Gisbert Voigt, Vizepräsident der Ärztekammer Niedersachsen. „Besonders positiv
hervorzuheben ist, dass er die unterschiedlichen Krankheitsbilder in einzelnen
Kapiteln behandelt und die jeweils aktuellen Resistenzen darstellt sowie
entsprechende Medikamente nennt. Auch im Bereich der Fortbildung sind wir auf
einem sehr guten Weg: Die Ärztekammer Niedersachsen hat sich gerne als
Kooperationspartner des NLGA am Ersten Basiskurs Antibiotikatherapie beteiligt.
Wir freuen uns über die hohe Resonanz bei den Anmeldungen."
„Rund 22
Millionen Patienten haben im Jahr 2010 ein Antibiotikarezept erhalten. Das sind
31,5 Prozent aller GKV-Versicherten. Innerhalb Deutschlands werden Antibiotika
regional unterschiedlich oft verschrieben.
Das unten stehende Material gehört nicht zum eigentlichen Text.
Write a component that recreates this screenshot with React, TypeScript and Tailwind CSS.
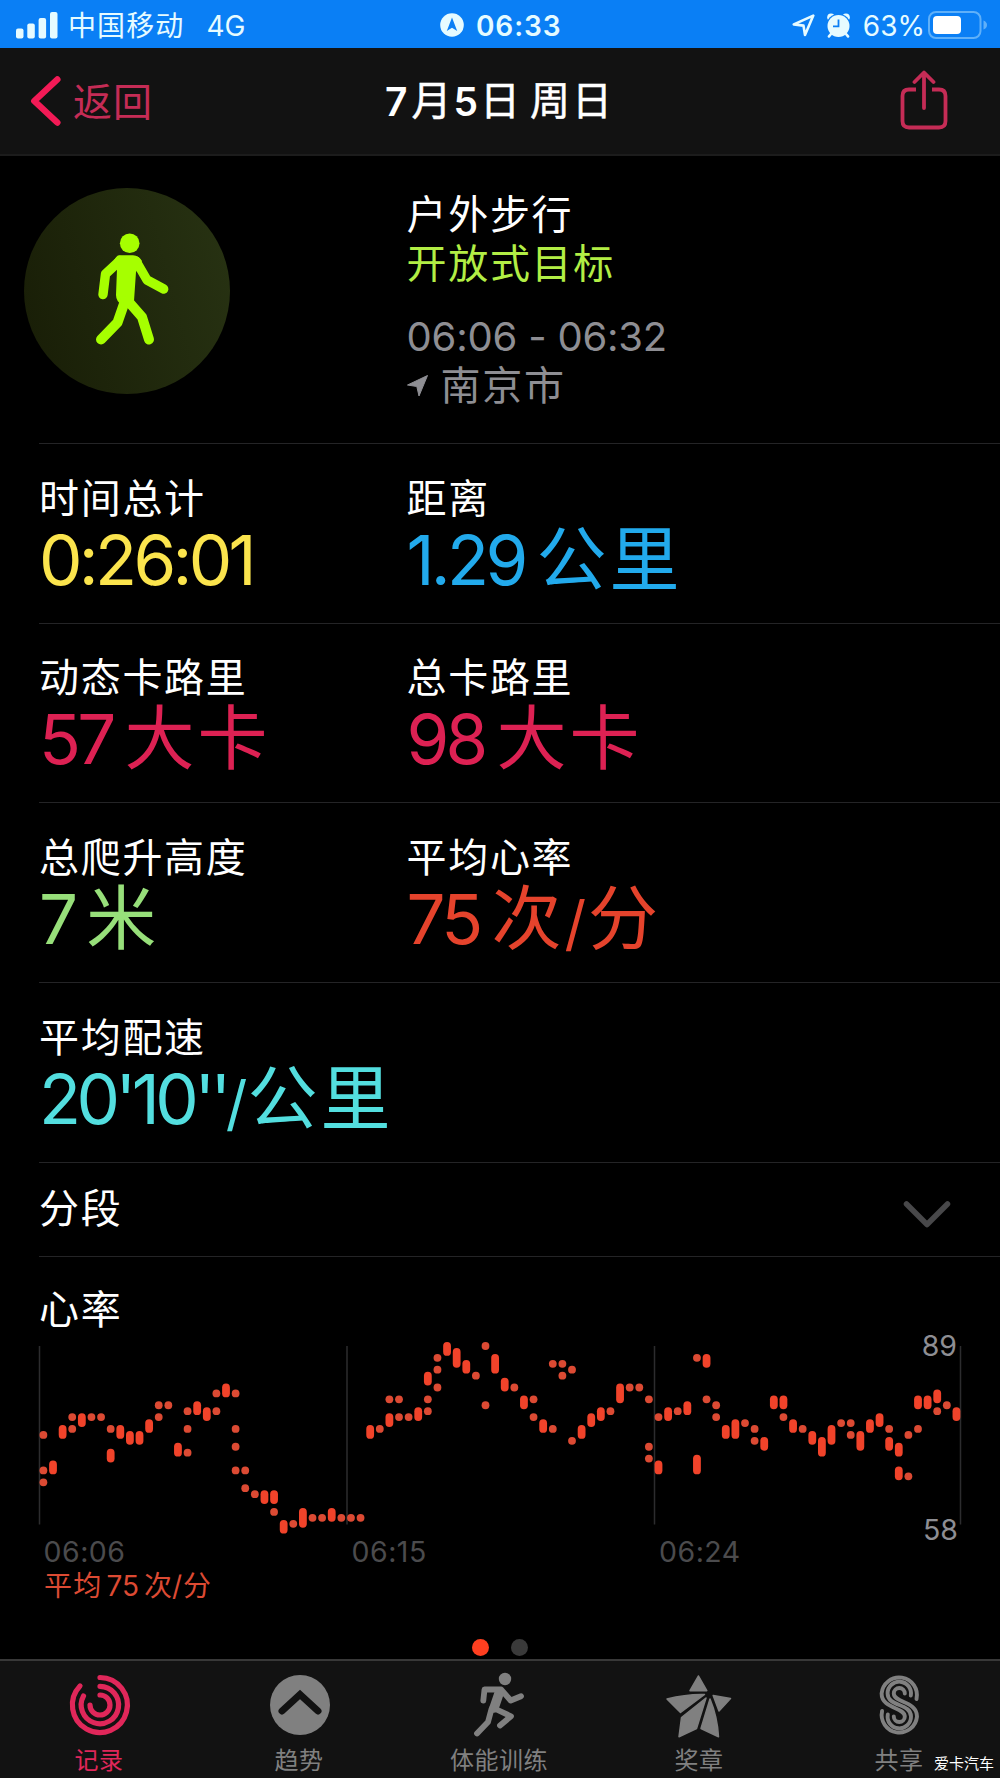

Dabei zeigen sich für Kinder und
Jugendliche andere regionale Muster als für Erwachsene. Antibiotika gehören zu
den häufigsten Arzneimittelverordnungen in Deutschland. Ihr breiter Einsatz wird
inzwischen kritisch beurteilt, da sich zunehmend Resistenzen entwickeln und die
Mittel dadurch ihre Wirkung verlieren. Daher begrüßt die Kassenärztliche
Vereinigung die niedersächsische Antibiotikastrategie", sagt Dr. Jörg Berling,
stellvertretender Vorstandsvorsitzender der Kassenärztlichen Vereinigung
Niedersachsen (KVN).
Um die Verbreitung bereits vorhandener Resistenzen einzuschränken, greift in
Niedersachsen bereits die Niedersächsische Hygieneverordnung. Die Leitung jeder
medizinischen Einrichtung ist danach für die Hygiene im Sinn eines
Qualitätsmanagements verantwortlich. Daneben gibt es ein Begleitgremium, in dem
Problemfelder der Hygiene im Kontext mit Antibiotikaresistenzen erörtert und
überregionale Strategien abgestimmt werden. Auch auf kommunaler Ebene gibt es in
Niedersachsen Netzwerke, zum Beispiel in Osnabrück, der Region Hannover oder das
Hygienenetzwerk Südostniedersachsen. Ihr Ziel ist der offene Austausch zwischen
den verschiedenen Institutionen, die Patienten betreuen. Wenn zum Beispiel ein
mit MRSA besiedelter Patient aus einem Krankenhaus in eine Pflegeeinrichtung
überwiesen wird, kann die Einrichtung informiert werden, damit das Personal dort
die entsprechenden Hygienemaßnahmen ergreifen kann.